------ Supplied material

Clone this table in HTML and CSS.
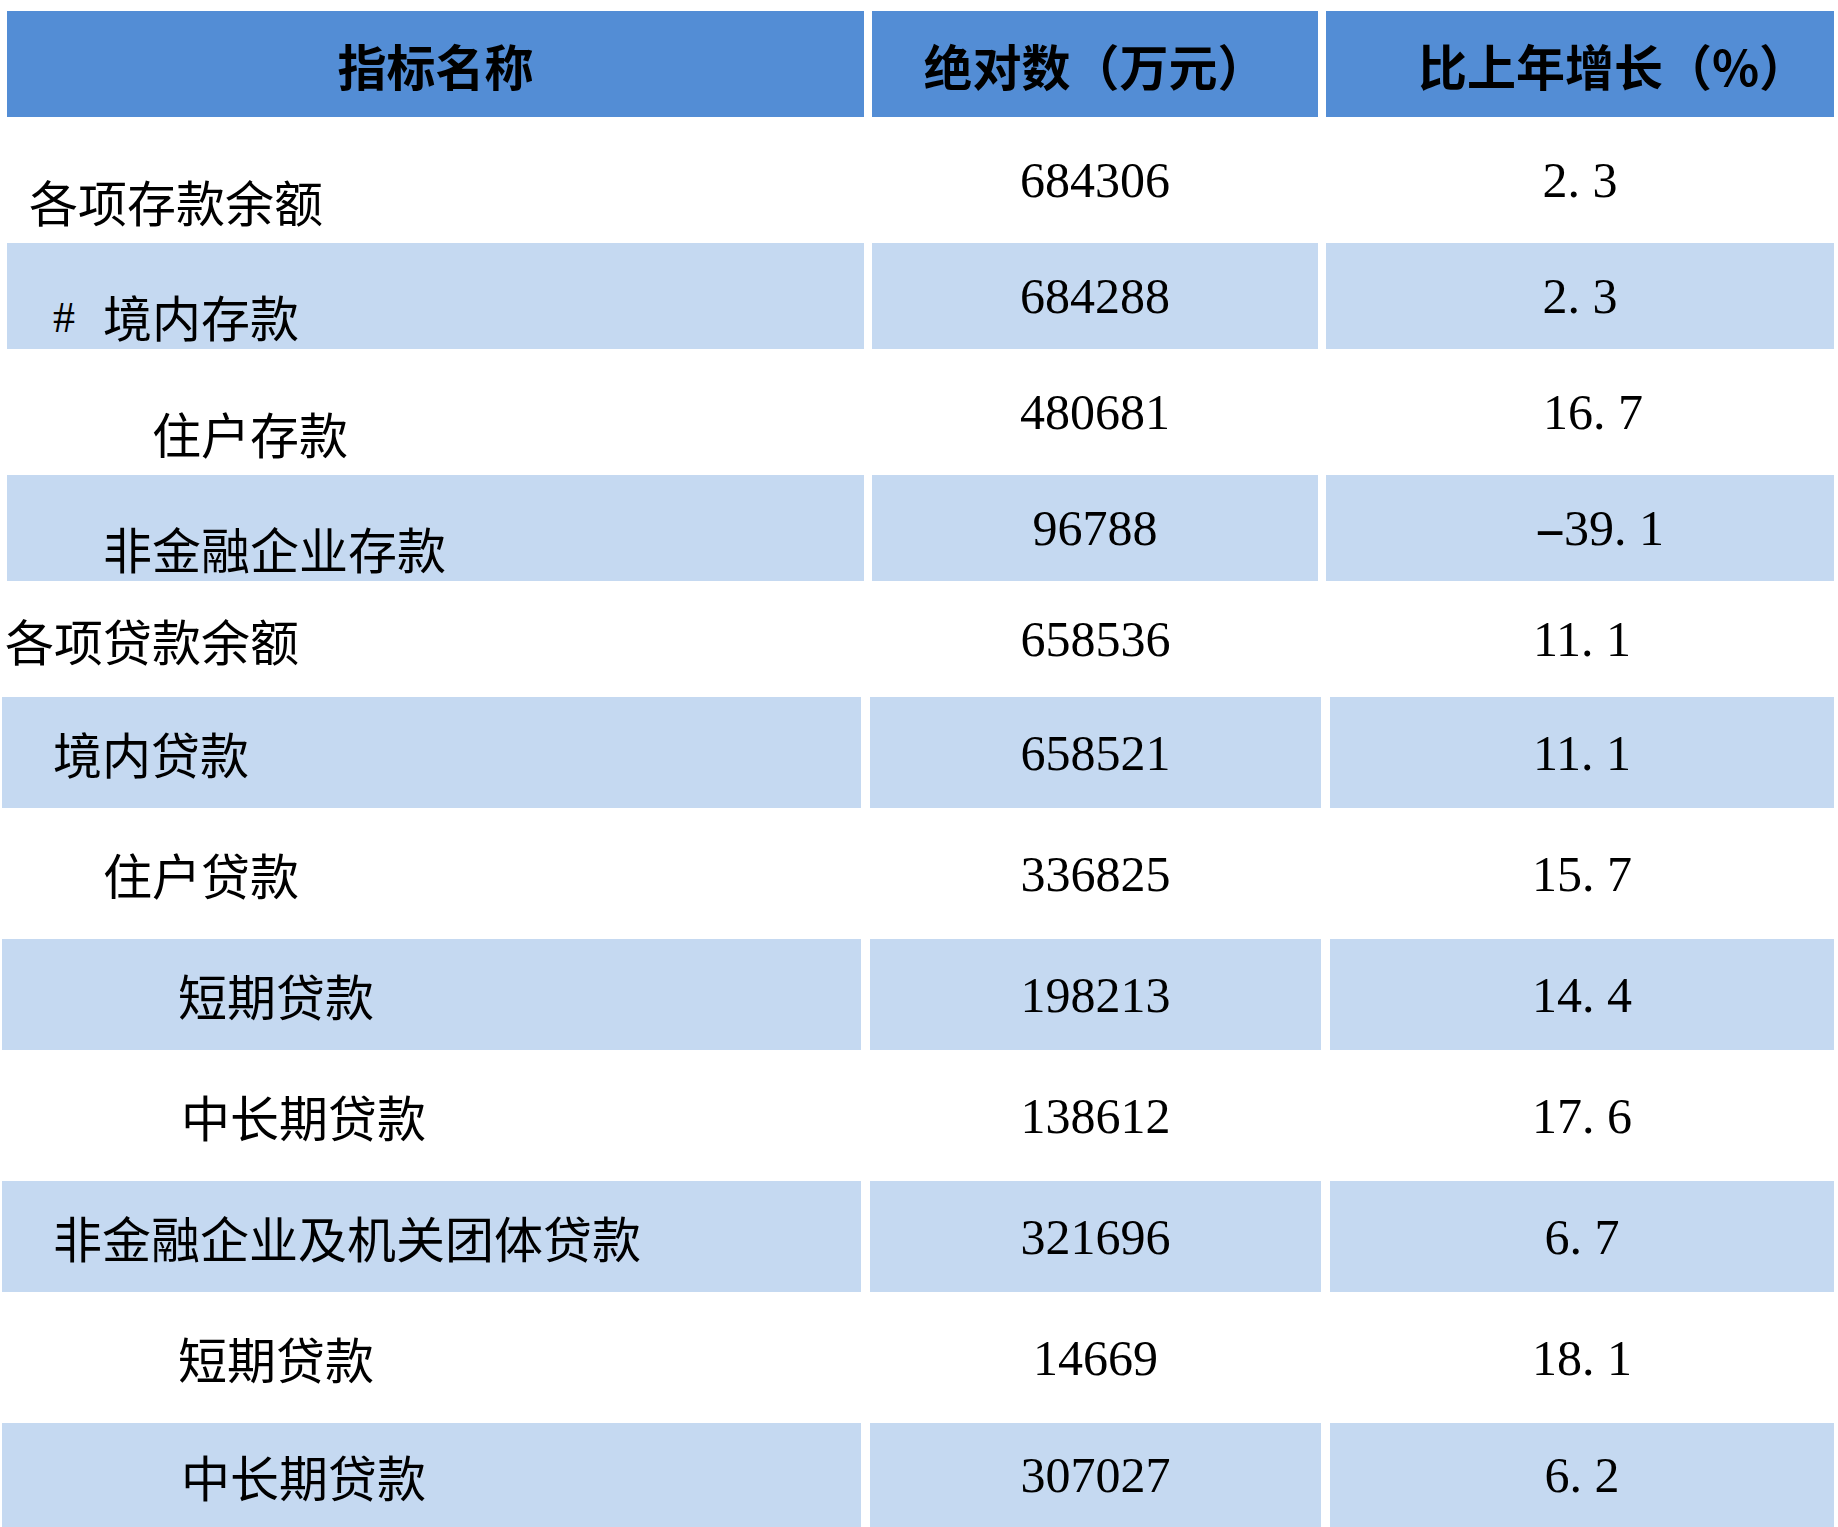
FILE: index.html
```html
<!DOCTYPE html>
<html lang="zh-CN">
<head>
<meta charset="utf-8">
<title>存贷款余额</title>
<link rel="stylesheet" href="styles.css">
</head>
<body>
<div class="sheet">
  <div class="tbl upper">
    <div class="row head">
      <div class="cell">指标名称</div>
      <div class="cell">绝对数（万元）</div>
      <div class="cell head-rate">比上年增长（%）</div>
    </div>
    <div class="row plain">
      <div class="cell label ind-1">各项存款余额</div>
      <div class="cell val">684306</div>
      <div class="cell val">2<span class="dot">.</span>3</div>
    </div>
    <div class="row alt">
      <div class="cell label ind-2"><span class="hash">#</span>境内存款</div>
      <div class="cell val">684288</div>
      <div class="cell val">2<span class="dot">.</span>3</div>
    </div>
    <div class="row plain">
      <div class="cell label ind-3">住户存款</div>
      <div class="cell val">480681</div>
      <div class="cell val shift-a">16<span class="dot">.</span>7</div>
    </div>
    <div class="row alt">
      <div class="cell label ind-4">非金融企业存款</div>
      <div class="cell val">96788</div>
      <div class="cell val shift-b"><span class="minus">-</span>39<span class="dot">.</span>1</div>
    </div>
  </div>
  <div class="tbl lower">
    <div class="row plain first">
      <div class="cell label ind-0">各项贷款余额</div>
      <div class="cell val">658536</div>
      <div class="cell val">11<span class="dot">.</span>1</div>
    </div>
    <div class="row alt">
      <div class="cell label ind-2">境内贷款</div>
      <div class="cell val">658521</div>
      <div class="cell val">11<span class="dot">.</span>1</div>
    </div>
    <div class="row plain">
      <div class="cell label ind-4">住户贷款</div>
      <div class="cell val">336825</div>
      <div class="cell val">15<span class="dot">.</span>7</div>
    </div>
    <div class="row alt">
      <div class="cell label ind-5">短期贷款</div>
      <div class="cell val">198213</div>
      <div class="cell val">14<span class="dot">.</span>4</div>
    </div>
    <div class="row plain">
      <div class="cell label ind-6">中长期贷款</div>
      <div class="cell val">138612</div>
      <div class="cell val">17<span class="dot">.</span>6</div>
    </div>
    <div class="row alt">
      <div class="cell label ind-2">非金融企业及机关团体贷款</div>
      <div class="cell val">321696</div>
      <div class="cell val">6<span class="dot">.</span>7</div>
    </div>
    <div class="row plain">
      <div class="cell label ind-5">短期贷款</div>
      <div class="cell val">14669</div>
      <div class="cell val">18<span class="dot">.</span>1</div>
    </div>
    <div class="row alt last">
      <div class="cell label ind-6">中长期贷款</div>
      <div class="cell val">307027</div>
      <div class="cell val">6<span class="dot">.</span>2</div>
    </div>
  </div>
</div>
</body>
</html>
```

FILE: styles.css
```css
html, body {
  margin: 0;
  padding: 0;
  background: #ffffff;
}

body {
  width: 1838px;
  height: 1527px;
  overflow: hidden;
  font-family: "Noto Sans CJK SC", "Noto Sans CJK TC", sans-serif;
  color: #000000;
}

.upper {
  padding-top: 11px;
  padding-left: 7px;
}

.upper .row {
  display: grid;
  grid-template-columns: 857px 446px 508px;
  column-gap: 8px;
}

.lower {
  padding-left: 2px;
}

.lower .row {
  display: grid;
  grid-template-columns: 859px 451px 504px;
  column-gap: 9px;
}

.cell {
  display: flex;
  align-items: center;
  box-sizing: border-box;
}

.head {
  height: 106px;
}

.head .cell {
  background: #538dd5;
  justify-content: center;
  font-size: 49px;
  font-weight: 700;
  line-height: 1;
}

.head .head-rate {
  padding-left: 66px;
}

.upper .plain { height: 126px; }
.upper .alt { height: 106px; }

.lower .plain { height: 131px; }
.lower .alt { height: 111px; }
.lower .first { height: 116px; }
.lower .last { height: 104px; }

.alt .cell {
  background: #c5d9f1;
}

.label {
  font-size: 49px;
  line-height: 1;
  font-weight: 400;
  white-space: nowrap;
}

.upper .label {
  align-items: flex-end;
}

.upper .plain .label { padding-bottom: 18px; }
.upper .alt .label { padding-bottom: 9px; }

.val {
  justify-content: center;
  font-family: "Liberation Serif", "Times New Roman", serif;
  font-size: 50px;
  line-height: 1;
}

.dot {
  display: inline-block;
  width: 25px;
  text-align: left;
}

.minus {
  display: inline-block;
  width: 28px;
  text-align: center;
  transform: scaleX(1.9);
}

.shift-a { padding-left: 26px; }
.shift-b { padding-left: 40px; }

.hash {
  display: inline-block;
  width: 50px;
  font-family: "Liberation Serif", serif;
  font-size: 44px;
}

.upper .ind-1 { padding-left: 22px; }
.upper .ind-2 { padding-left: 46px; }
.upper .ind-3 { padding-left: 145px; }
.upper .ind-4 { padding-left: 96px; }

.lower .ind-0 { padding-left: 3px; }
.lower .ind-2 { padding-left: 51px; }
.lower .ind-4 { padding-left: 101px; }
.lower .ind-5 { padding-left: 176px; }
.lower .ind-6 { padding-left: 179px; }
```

------------

### Your objective
Transcribe the whole listing exactly. Pictures are excluded.

### Solution for this exercise
Clone this table in HTML and CSS.
FILE: index.html
```html
<!DOCTYPE html>
<html lang="zh-CN">
<head>
<meta charset="utf-8">
<title>存贷款余额</title>
<link rel="stylesheet" href="styles.css">
</head>
<body>
<div class="sheet">
  <div class="tbl upper">
    <div class="row head">
      <div class="cell">指标名称</div>
      <div class="cell">绝对数（万元）</div>
      <div class="cell head-rate">比上年增长（%）</div>
    </div>
    <div class="row plain">
      <div class="cell label ind-1">各项存款余额</div>
      <div class="cell val">684306</div>
      <div class="cell val">2<span class="dot">.</span>3</div>
    </div>
    <div class="row alt">
      <div class="cell label ind-2"><span class="hash">#</span>境内存款</div>
      <div class="cell val">684288</div>
      <div class="cell val">2<span class="dot">.</span>3</div>
    </div>
    <div class="row plain">
      <div class="cell label ind-3">住户存款</div>
      <div class="cell val">480681</div>
      <div class="cell val shift-a">16<span class="dot">.</span>7</div>
    </div>
    <div class="row alt">
      <div class="cell label ind-4">非金融企业存款</div>
      <div class="cell val">96788</div>
      <div class="cell val shift-b"><span class="minus">-</span>39<span class="dot">.</span>1</div>
    </div>
  </div>
  <div class="tbl lower">
    <div class="row plain first">
      <div class="cell label ind-0">各项贷款余额</div>
      <div class="cell val">658536</div>
      <div class="cell val">11<span class="dot">.</span>1</div>
    </div>
    <div class="row alt">
      <div class="cell label ind-2">境内贷款</div>
      <div class="cell val">658521</div>
      <div class="cell val">11<span class="dot">.</span>1</div>
    </div>
    <div class="row plain">
      <div class="cell label ind-4">住户贷款</div>
      <div class="cell val">336825</div>
      <div class="cell val">15<span class="dot">.</span>7</div>
    </div>
    <div class="row alt">
      <div class="cell label ind-5">短期贷款</div>
      <div class="cell val">198213</div>
      <div class="cell val">14<span class="dot">.</span>4</div>
    </div>
    <div class="row plain">
      <div class="cell label ind-6">中长期贷款</div>
      <div class="cell val">138612</div>
      <div class="cell val">17<span class="dot">.</span>6</div>
    </div>
    <div class="row alt">
      <div class="cell label ind-2">非金融企业及机关团体贷款</div>
      <div class="cell val">321696</div>
      <div class="cell val">6<span class="dot">.</span>7</div>
    </div>
    <div class="row plain">
      <div class="cell label ind-5">短期贷款</div>
      <div class="cell val">14669</div>
      <div class="cell val">18<span class="dot">.</span>1</div>
    </div>
    <div class="row alt last">
      <div class="cell label ind-6">中长期贷款</div>
      <div class="cell val">307027</div>
      <div class="cell val">6<span class="dot">.</span>2</div>
    </div>
  </div>
</div>
</body>
</html>
```

FILE: styles.css
```css
html, body {
  margin: 0;
  padding: 0;
  background: #ffffff;
}

body {
  width: 1838px;
  height: 1527px;
  overflow: hidden;
  font-family: "Noto Sans CJK SC", "Noto Sans CJK TC", sans-serif;
  color: #000000;
}

.upper {
  padding-top: 11px;
  padding-left: 7px;
}

.upper .row {
  display: grid;
  grid-template-columns: 857px 446px 508px;
  column-gap: 8px;
}

.lower {
  padding-left: 2px;
}

.lower .row {
  display: grid;
  grid-template-columns: 859px 451px 504px;
  column-gap: 9px;
}

.cell {
  display: flex;
  align-items: center;
  box-sizing: border-box;
}

.head {
  height: 106px;
}

.head .cell {
  background: #538dd5;
  justify-content: center;
  font-size: 49px;
  font-weight: 700;
  line-height: 1;
}

.head .head-rate {
  padding-left: 66px;
}

.upper .plain { height: 126px; }
.upper .alt { height: 106px; }

.lower .plain { height: 131px; }
.lower .alt { height: 111px; }
.lower .first { height: 116px; }
.lower .last { height: 104px; }

.alt .cell {
  background: #c5d9f1;
}

.label {
  font-size: 49px;
  line-height: 1;
  font-weight: 400;
  white-space: nowrap;
}

.upper .label {
  align-items: flex-end;
}

.upper .plain .label { padding-bottom: 18px; }
.upper .alt .label { padding-bottom: 9px; }

.val {
  justify-content: center;
  font-family: "Liberation Serif", "Times New Roman", serif;
  font-size: 50px;
  line-height: 1;
}

.dot {
  display: inline-block;
  width: 25px;
  text-align: left;
}

.minus {
  display: inline-block;
  width: 28px;
  text-align: center;
  transform: scaleX(1.9);
}

.shift-a { padding-left: 26px; }
.shift-b { padding-left: 40px; }

.hash {
  display: inline-block;
  width: 50px;
  font-family: "Liberation Serif", serif;
  font-size: 44px;
}

.upper .ind-1 { padding-left: 22px; }
.upper .ind-2 { padding-left: 46px; }
.upper .ind-3 { padding-left: 145px; }
.upper .ind-4 { padding-left: 96px; }

.lower .ind-0 { padding-left: 3px; }
.lower .ind-2 { padding-left: 51px; }
.lower .ind-4 { padding-left: 101px; }
.lower .ind-5 { padding-left: 176px; }
.lower .ind-6 { padding-left: 179px; }
```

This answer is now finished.